Not everyone agreed. Lane Perry, also speaking in public comment, asserted that affordable housing would be a better use for the land than a green space.

“As someone who’s looking for a house right now, it’s hard to find affordable housing,” Perry said. “A greenspace is definitely a better option than a parking lot or something terrible, but it would be nice to see some residential spaces going up downtown. That’s what downtown is for: concentrated spaces where people can gather, easily commute and get where they need to without having to have cars and come from outside areas.”

Council then debated what exactly to do with the proposal, making it clear that the matter is far from resolved, as Manheimer wanted Council to provide some direction to staff on what they might do with the property.

“We need a process to thoroughly vet what’s happened,” she said.

Bothwell, a prominent supporter of the St. Lawrence Green effort, noted that some improvements to the nearby roads were necessary and that afterward the city had a clearer idea of what could be done to turn it into a useful public space.

“There’s ways to make that space better, and the roads are going to define what we’re going to do from that point forward,” he told his colleagues, noting that the Asheville Design Center had several interesting ideas that he felt Council should seriously consider. “They’ve already got a list of demonstration ideas that they could install relatively cheaply — and we’ve got donors willing to pay for this — let people see what could happen there” including raised beds or a farmer’s market.

“I would really love to see this go forward with a lot of citizen input and a lot of ideas advanced” instead of the city centrally coming up with more expensive plan.

Manheimer mentioned starting at Council’s Planning and Economic Development committee while inviting representatives of the Design Center and the Basilica to discuss the matter further.

“Just so I’m clear: the goal is public space, right?” Wisler, who chairs that committee, asked. “We’re not opening it back up to every option, the idea is that the end goal is public space.”

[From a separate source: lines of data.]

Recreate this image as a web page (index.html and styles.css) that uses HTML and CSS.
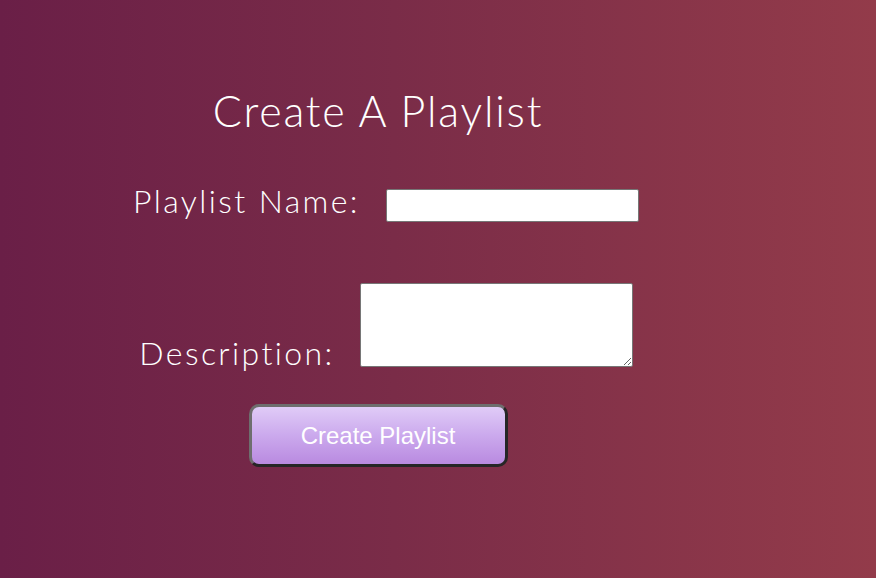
FILE: index.html
```html
<!DOCTYPE html>
<html>
<head>
<meta charset="utf-8">
<link rel="stylesheet" href="styles.css">
</head>
<body>
<main class="page">
  <h1 class="title">Create A Playlist</h1>
  <form class="form">
    <div class="row row-name">
      <label class="label" for="name">Playlist Name:</label>
      <input class="input" id="name" type="text">
    </div>
    <div class="row row-desc">
      <label class="label" for="desc">Description:</label>
      <textarea class="textarea" id="desc"></textarea>
    </div>
    <div class="actions">
      <button class="button" type="button">Create Playlist</button>
    </div>
  </form>
</main>
</body>
</html>
```

FILE: styles.css
```css
html, body {
  margin: 0;
  height: 100%;
}
body {
  background: linear-gradient(to right, #6a1f47 0%, #7a2c48 45%, #933b4a 100%);
  font-family: "Lato", "Open Sans", sans-serif;
  color: #ffffff;
}
.page {
  width: 756px;
  padding-top: 87px;
}
.title {
  margin: 0;
  text-align: center;
  font-weight: 300;
  font-size: 43px;
  line-height: 48px;
  letter-spacing: 1.8px;
}
.form {
  display: flex;
  flex-direction: column;
  align-items: center;
}
.row {
  display: flex;
  align-items: flex-end;
  margin-left: 16px;
}
.row-name {
  margin-top: 48px;
  gap: 26px;
}
.row-desc {
  margin-top: 61px;
  gap: 25px;
}
.label {
  font-size: 32px;
  font-weight: 300;
  line-height: 36px;
  letter-spacing: 2.4px;
}
.row-name .label {
  margin-bottom: 3px;
}
.row-desc .label {
  margin-bottom: -4px;
}
.input {
  width: 253px;
  height: 33px;
  box-sizing: border-box;
  border: 1px solid #767676;
  border-radius: 2px;
  background: #fff;
  margin: 0;
}
.textarea {
  width: 273px;
  height: 84px;
  box-sizing: border-box;
  border: 1px solid #767676;
  border-radius: 2px;
  background: #fff;
  margin: 0;
  display: block;
}
.actions {
  margin-top: 37px;
}
.button {
  width: 259px;
  height: 63px;
  box-sizing: border-box;
  border-width: 3px;
  border-style: solid;
  border-color: #6e6e6e #262626 #262626 #6e6e6e;
  border-radius: 10px;
  background: linear-gradient(to bottom, #e0cbf7 0%, #cba9ed 50%, #b98ae0 100%);
  color: #ffffff;
  font-family: "Liberation Sans", Arial, sans-serif;
  font-size: 24px;
  padding: 0;
}
```
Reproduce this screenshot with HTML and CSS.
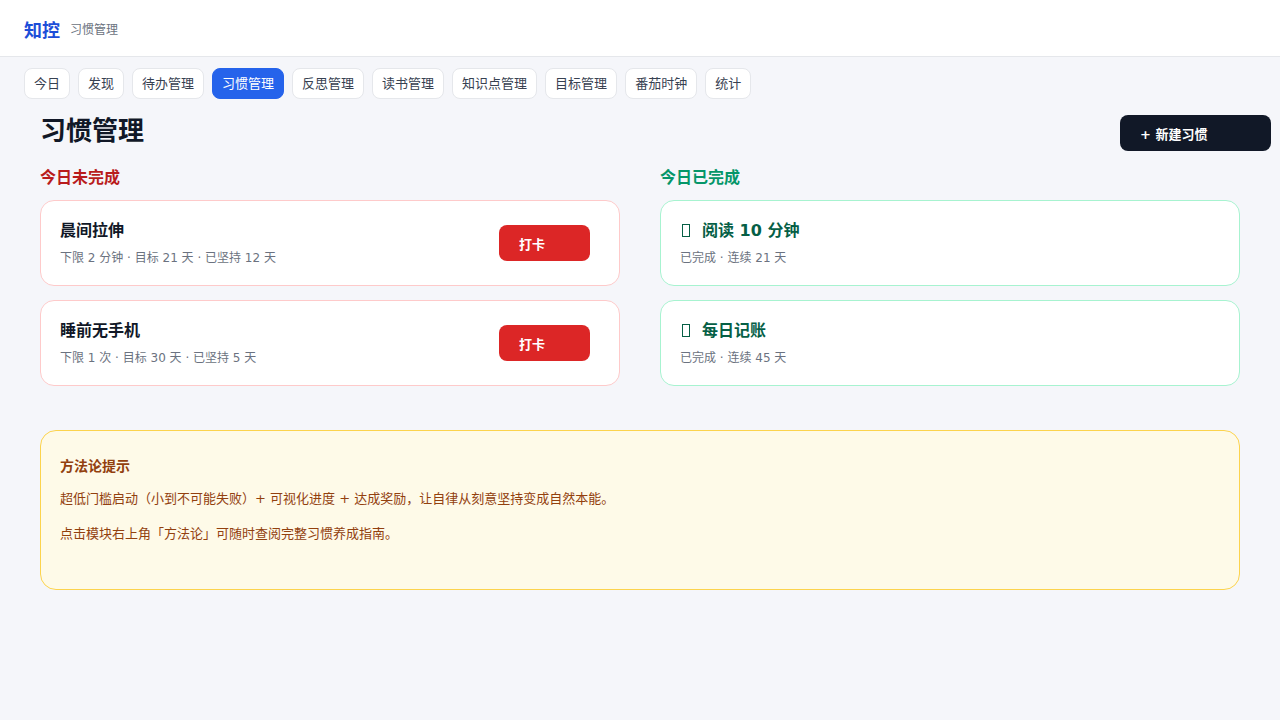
FILE: index.html
```html
<!DOCTYPE html>
<html lang="zh-CN">
<head>
	<meta charset="UTF-8">
	<title>知控 - 习惯管理</title>
	<link rel="stylesheet" href="styles.css">
</head>
<body>
	<header class="topbar">
		<span class="logo">知控</span>
		<span class="crumb">习惯管理</span>
	</header>

	<nav class="tabs">
		<a class="tab">今日</a>
		<a class="tab">发现</a>
		<a class="tab">待办管理</a>
		<a class="tab active">习惯管理</a>
		<a class="tab">反思管理</a>
		<a class="tab">读书管理</a>
		<a class="tab">知识点管理</a>
		<a class="tab">目标管理</a>
		<a class="tab">番茄时钟</a>
		<a class="tab">统计</a>
	</nav>

	<main class="page">
		<div class="page-head">
			<h1>习惯管理</h1>
			<button class="btn-new">+ 新建习惯</button>
		</div>

		<div class="columns">
			<section>
				<h2 class="col-title todo">今日未完成</h2>
				<div class="habit pending">
					<div class="habit-info">
						<div class="habit-name">晨间拉伸</div>
						<div class="habit-meta">下限 2 分钟 · 目标 21 天 · 已坚持 12 天</div>
					</div>
					<button class="btn-check">打卡</button>
				</div>
				<div class="habit pending">
					<div class="habit-info">
						<div class="habit-name">睡前无手机</div>
						<div class="habit-meta">下限 1 次 · 目标 30 天 · 已坚持 5 天</div>
					</div>
					<button class="btn-check">打卡</button>
				</div>
			</section>

			<section>
				<h2 class="col-title done">今日已完成</h2>
				<div class="habit finished">
					<div class="habit-info">
						<div class="habit-name"><span class="tofu"></span>阅读 10 分钟</div>
						<div class="habit-meta">已完成 · 连续 21 天</div>
					</div>
				</div>
				<div class="habit finished">
					<div class="habit-info">
						<div class="habit-name"><span class="tofu"></span>每日记账</div>
						<div class="habit-meta">已完成 · 连续 45 天</div>
					</div>
				</div>
			</section>
		</div>

		<div class="tip">
			<h3>方法论提示</h3>
			<p>超低门槛启动（小到不可能失败）+ 可视化进度 + 达成奖励，让自律从刻意坚持变成自然本能。</p>
			<p>点击模块右上角「方法论」可随时查阅完整习惯养成指南。</p>
		</div>
	</main>
</body>
</html>
```

FILE: styles.css
```css
body {
	margin: 0;
	background-color: #f5f6fa;
	font-family: "DejaVu Sans", "Noto Sans CJK SC", sans-serif;
	color: #111827;
}
.topbar {
	height: 56px;
	background-color: #fff;
	border-bottom: 1px solid #e5e7eb;
	display: flex;
	align-items: center;
	padding: 0 24px;
	gap: 10px;
}
.logo {
	color: #1d4ed8;
	font-size: 18px;
	font-weight: 700;
	margin-top: 2px;
}
.crumb {
	color: #6b7280;
	font-size: 12px;
}
.tabs {
	display: flex;
	gap: 8px;
	padding: 11px 24px 0;
}
.tab {
	display: inline-block;
	height: 29px;
	line-height: 29px;
	padding: 0 9px;
	background-color: #fff;
	border: 1px solid #e5e7eb;
	border-radius: 8px;
	font-size: 13px;
	color: #374151;
}
.tab.active {
	background-color: #2563eb;
	border-color: #2563eb;
	color: #fff;
}
.page {
	padding: 0 40px;
}
.page-head {
	display: flex;
	justify-content: space-between;
	align-items: flex-start;
	margin-top: 16px;
}
.page-head h1 {
	margin: 0;
	font-size: 26px;
	font-weight: 700;
	line-height: 32px;
}
.btn-new {
	width: 151px;
	height: 36px;
	margin-right: -31px;
	padding: 0 20px;
	text-align: left;
	background-color: #111827;
	color: #fff;
	border: none;
	border-radius: 8px;
	font-family: inherit;
	font-size: 13px;
	font-weight: 700;
}
.columns {
	display: grid;
	grid-template-columns: 1fr 1fr;
	gap: 40px;
	margin-top: 14px;
}
.col-title {
	margin: 0 0 9px;
	font-size: 16px;
	font-weight: 700;
	line-height: 26px;
}
.col-title.todo {
	color: #b91c1c;
}
.col-title.done {
	color: #059669;
}
.habit {
	display: flex;
	justify-content: space-between;
	align-items: center;
	height: 86px;
	box-sizing: border-box;
	padding: 0 29px 0 19px;
	background-color: #fff;
	border: 1px solid;
	border-radius: 14px;
	margin-bottom: 14px;
}
.habit.pending {
	border-color: #fecaca;
}
.habit.finished {
	border-color: #a7f3d0;
}
.habit-info {
	padding-top: 1px;
}
.habit-name {
	font-size: 16px;
	font-weight: 700;
	line-height: 22px;
}
.finished .habit-name {
	color: #065f46;
}
.tofu {
	display: inline-block;
	width: 6px;
	height: 11px;
	border: 1.5px solid #065f46;
	margin: 0 12px 0 2px;
	vertical-align: -1px;
}
.habit-meta {
	margin-top: 8px;
	font-size: 12px;
	line-height: 17px;
	color: #6b7280;
}
.btn-check {
	width: 91px;
	height: 36px;
	padding: 0 20px;
	text-align: left;
	background-color: #dc2626;
	color: #fff;
	border: none;
	border-radius: 8px;
	font-family: inherit;
	font-size: 13px;
	font-weight: 700;
}
.tip {
	margin-top: 30px;
	height: 160px;
	box-sizing: border-box;
	padding: 24px 19px;
	background-color: #fefae8;
	border: 1px solid #fcd34d;
	border-radius: 16px;
	color: #92400e;
}
.tip h3 {
	margin: 0 0 11px;
	font-size: 14px;
	font-weight: 700;
	line-height: 22px;
}
.tip p {
	margin: 0 0 14px;
	font-size: 13px;
	line-height: 21px;
}
```
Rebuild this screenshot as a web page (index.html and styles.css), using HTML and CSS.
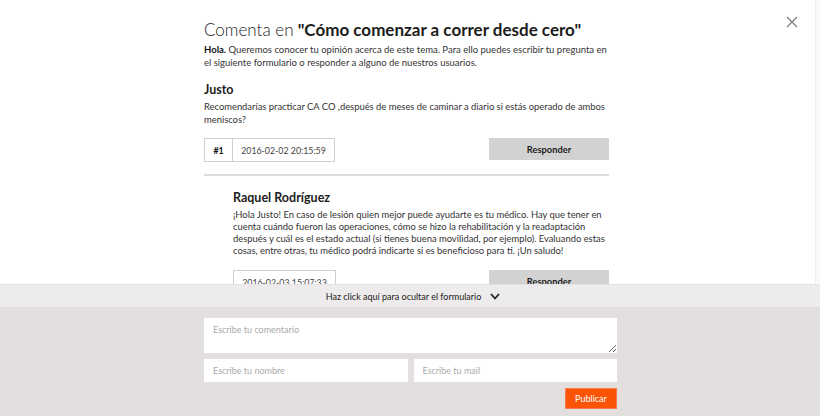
FILE: index.html
```html
<!DOCTYPE html>
<html lang="es">
<head>
    <meta charset="UTF-8">
    <title>Comenta en "Cómo comenzar a correr desde cero"</title>
    <link rel="stylesheet" href="styles.css">
</head>
<body>
    <div class="scroll-track"></div>
    <button class="close" aria-label="Cerrar">
        <svg width="12" height="12" viewBox="0 0 12 12"><path d="M1 1 L11 11 M11 1 L1 11" stroke="#777" stroke-width="1.1" fill="none"/></svg>
    </button>

    <div class="container">
        <h1><span class="light">Comenta en</span> "Cómo comenzar a correr desde cero"</h1>
        <p class="intro"><b>Hola.</b> Queremos conocer tu opinión acerca de este tema. Para ello puedes escribir tu pregunta en el siguiente formulario o responder a alguno de nuestros usuarios.</p>

        <!-- comentario -->
        <div class="comment">
            <h2>Justo</h2>
            <p class="text">Recomendarías practicar CA CO ,después de meses de caminar a diario si estás operado de ambos meniscos?</p>
            <div class="meta">
                <div class="stamp"><span class="num">#1</span><span class="date">2016-02-02 20:15:59</span></div>
                <button class="reply-btn">Responder</button>
            </div>
        </div>

        <!-- respuesta -->
        <div class="comment reply">
            <h2>Raquel Rodríguez</h2>
            <p class="text">¡Hola Justo! En caso de lesión quien mejor puede ayudarte es tu médico. Hay que tener en cuenta cuándo fueron las operaciones, cómo se hizo la rehabilitación y la readaptación después y cuál es el estado actual (si tienes buena movilidad, por ejemplo). Evaluando estas cosas, entre otras, tu médico podrá indicarte si es beneficioso para ti. ¡Un saludo!</p>
            <div class="meta">
                <div class="stamp"><span class="date">2016-02-03 15:07:33</span></div>
                <button class="reply-btn">Responder</button>
            </div>
        </div>
    </div>

    <!-- formulario fijo -->
    <div class="form-panel">
        <div class="toggle"><span>Haz click aquí para ocultar el formulario</span>
            <svg width="10" height="7" viewBox="0 0 10 7"><path d="M1 1 L5 5.5 L9 1" stroke="#222" stroke-width="1.8" fill="none"/></svg>
        </div>
        <form class="form">
            <textarea placeholder="Escribe tu comentario"></textarea>
            <div class="row">
                <input type="text" placeholder="Escribe tu nombre">
                <input type="text" placeholder="Escribe tu mail">
            </div>
            <div class="actions">
                <button type="button" class="publish">Publicar</button>
            </div>
        </form>
    </div>
</body>
</html>
```

FILE: styles.css
```css
* {
    box-sizing: border-box;
}
body {
    margin: 0;
    background: #fff;
    font-family: Lato, 'Open Sans', Arial, sans-serif;
    color: #2a2a2a;
}
.scroll-track {
    position: fixed;
    top: 0;
    right: 0;
    width: 5px;
    height: 100%;
    background: #fafafa;
    border-left: 1px solid #eeeeee;
}
.close {
    position: fixed;
    top: 16px;
    right: 22px;
    padding: 0;
    border: none;
    background: none;
}
.container {
    width: 405px;
    margin-left: 204px;
    padding-top: 20px;
}
h1 {
    margin: 0;
    font-size: 17px;
    font-weight: 700;
    color: #1c1c1c;
    line-height: 20px;
    white-space: nowrap;
}
h1 .light {
    font-weight: 300;
}
.intro {
    margin: 3px 0 0;
    font-size: 9.5px;
    line-height: 13px;
    color: #333;
}
.intro b {
    color: #111;
}
.comment {
    padding-bottom: 12px;
    border-bottom: 2px solid #dcdcdc;
}
.comment h2 {
    margin: 13px 0 0;
    font-size: 12.5px;
    font-weight: 700;
    line-height: 16px;
    color: #1c1c1c;
}
.text {
    margin: 2px 0 0;
    font-size: 9.4px;
    line-height: 13px;
    color: #333;
}
.meta {
    display: flex;
    justify-content: space-between;
    align-items: flex-start;
    margin-top: 12px;
}
.stamp {
    display: flex;
    height: 24px;
    border: 1px solid #cfcfcf;
    font-size: 8.8px;
    color: #444;
}
.stamp span {
    display: flex;
    align-items: center;
    justify-content: center;
}
.num {
    width: 28px;
    border-right: 1px solid #cfcfcf;
    font-weight: 700;
    color: #111;
}
.date {
    width: 101px;
}
.reply-btn {
    width: 120px;
    height: 22px;
    border: none;
    background: #d2d2d2;
    font-family: inherit;
    font-size: 9.3px;
    font-weight: 700;
    color: #1c1c1c;
}
.reply {
    margin-left: 29px;
    border-bottom: none;
}
.reply h2 {
    margin-top: 14px;
}
.reply .text {
    margin-top: 3px;
    line-height: 12px;
}
.reply .meta {
    margin-top: 13px;
}
.form-panel {
    position: fixed;
    left: 0;
    right: 0;
    bottom: 0;
    height: 132px;
    background: #e3dfdf;
}
.toggle {
    display: flex;
    justify-content: center;
    align-items: center;
    gap: 9px;
    height: 23px;
    padding-left: 6px;
    background: #edebeb;
    border-top: 1px solid #e4e2e2;
    font-size: 9px;
    color: #222;
}
.form {
    display: flex;
    flex-direction: column;
    gap: 6px;
    width: 413px;
    margin: 11px 0 0 204px;
}
.form textarea,
.form input {
    border: none;
    background: #fff;
    font-family: inherit;
    font-size: 9px;
    color: #333;
    padding: 0 9px;
}
.form ::placeholder {
    color: #aaa;
}
.form textarea {
    height: 35px;
    padding-top: 6px;
    resize: vertical;
}
.row {
    display: flex;
    gap: 6px;
}
.row input {
    flex: 1;
    height: 23px;
}
.actions {
    display: flex;
    justify-content: flex-end;
}
.publish {
    width: 52px;
    height: 21px;
    border: 1px solid #f47a4a;
    background: #fb5307;
    font-family: inherit;
    font-size: 9px;
    color: #fff;
}
```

“My understanding is that the Design Center will not work on it unless there are a range of options that they are allowed to present, including some level of development and public space,” Mayfield replied.

Smith asserted the city shouldn’t approach an organization to do planning on the matter without formally putting out a request for proposals.

“Well, PED can explore this, my understanding from conversations with the Design Center is that they have offered, with a fraction of what we’d pay a larger design firm to do this is come up with a range of options that can get vetted by the public,” Mayfield said. “They would not be just pure open space or public space, they would include other options.”

“I had a rather different conversation with them,” Bothwell replied. “But regardless of that, what I’m looking for is people to come forward with ideas. It doesn’t have to be an RFP, it can be individuals who want to come forward. The public art board is talking about doing temporary public art installations. That could be the place to do it.”

But Manheimer asked Bothwell exactly how he envisioned the public presenting those ideas.

Wisler noted that the committee she chairs could set such a process or event up, but needed to know whether Council wanted to go in the direction of a public space.

“I had the impression that development on the property that was not public space was not on the table anymore, am I right?” she asked.

“That’s where I’m at,” Young said. “Public space, zero development and then a community conversation to elevate what happens.”

“Didn’t you say you were for a public space if we could find private donors?” Bothwell asked Mayfield.

“And we don’t have that yet,” she answered.

“We need to have this process to get to the donation part,” Bothwell said.

“What I always said I was interested in was exploring a combination of options including everything from a combination of building and open space to pure green space,” Mayfield replied. “I don’t think that’s new, I don’t think that’s a different place and that included with the design options are the costs and benefits of each one.”

“If we’re making a major policy decision about this we need to get it on an agenda, we need to have the public here, I don’t think this is the time or place for this conversation,” Smith, who’s supported selling and developing the site in some manner, said. “I appreciate that we’re just trying to get to a process about how to get to a decision, and perhaps that should start in the committee.”

“Well, this is helpful to understand that there’s a range of ideas, maybe, of how to approach this,” Manheimer said, and Smith added he wanted to have the public involved in a larger discussion. Wisler said she was happy to proceed and more conflict was, for the moment, put off to another day.

The fights to come

The meeting in general and the closing debates in particular reinforce that the coming year will be one of political conflict. In January Council’s set to vote on plans to turn the old BB&T building into a hotel, as well as plans to redevelop the Lee Walker Heights housing project, something that’s attracted no shortage of controversy in its own right, especially given concerns about larger changes in public housing.

A move towards changing the rules on allowing accessory apartments to be used as short-term rentals will likely re-open what’s already proven a particularly harsh political fight that affects nearly every area of the city. This is particularly true because while the city’s previous changes affected rooms in Ashevillian’s own homes, many more long-term renters live in accessory units. Any changes to the rules have the potential to impact them — as well as property owners and neighborhoods — considerably.

The housing crisis is, as the demonstration at the beginning of the meeting indicated, also not going anywhere. While successive Councils have declared their dedication to solving the problem, the situation has continued to drastically worsen and the coming year will likely see a push — both on the Council dais and off — for more extensive measures to try and halt the collapse of affordable housing throughout the city.

In addition, despite all the talk about process, it was clear during the conversation about the plot of land near the Basilica that tensions remain and Council is far from a consensus on if the property will be public space or if the city will again try to find a buyer.

As if all that wasn’t enough, Council’s retreat is coming up at the end of January. Last time saw them set the ball rolling on what could be a major overhaul of the city’s development rules — affecting every part of Asheville — and given the election changes, we’re likely to see some key discussions and disagreements there too. Our city continues to weather interesting times.